Regularized maximum likelihood estimation of covariance matrices of elliptical distributions

TL;DR

This paper introduces regularized maximum likelihood estimators for covariance matrices of elliptical distributions, enhancing robustness and performance in small-sample scenarios by incorporating prior information and outlier rejection.

Contribution

It presents a novel framework for regularized covariance estimation within maximum likelihood, extending it to robust estimators capable of outlier rejection.

Findings

Regularized estimators improve covariance estimation with limited data.

The approach enhances robustness against outliers.
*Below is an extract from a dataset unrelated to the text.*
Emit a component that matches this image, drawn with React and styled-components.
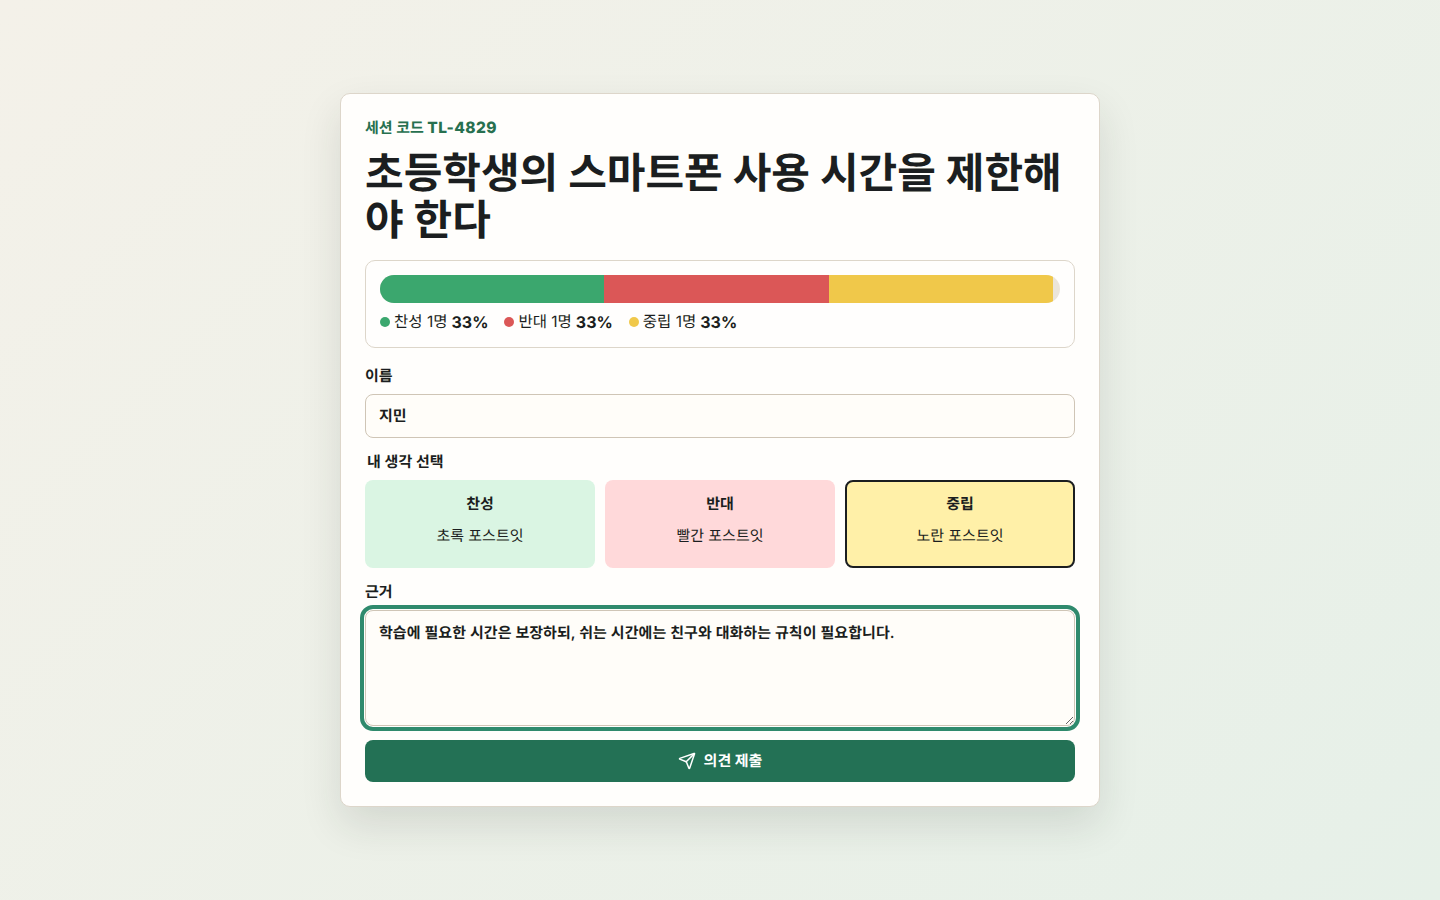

Framework unifies regularization and robustness in maximum likelihood estimation.

Abstract

The maximum likelihood principle is widely used in statistics, and the associated estimators often display good properties. indeed maximum likelihood estimators are guaranteed to be asymptotically efficient under mild conditions. However in some settings, one has too few samples to get a good estimation. It then becomes desirable to take into account prior information about the distribution one wants to estimate. One possible approach is to extend the maximum likelihood principle in a bayesian context, which then becomes a maximum a posteriori estimate; however this requires a distribution model on the distribution parameters. We shall therefore concentrate on the alternative approach of regularized estimators in this paper; we will show how they can be naturally introduced in the framework of maximum likelihood estimation, and how they can be extended to form robust estimators which can reject outliers.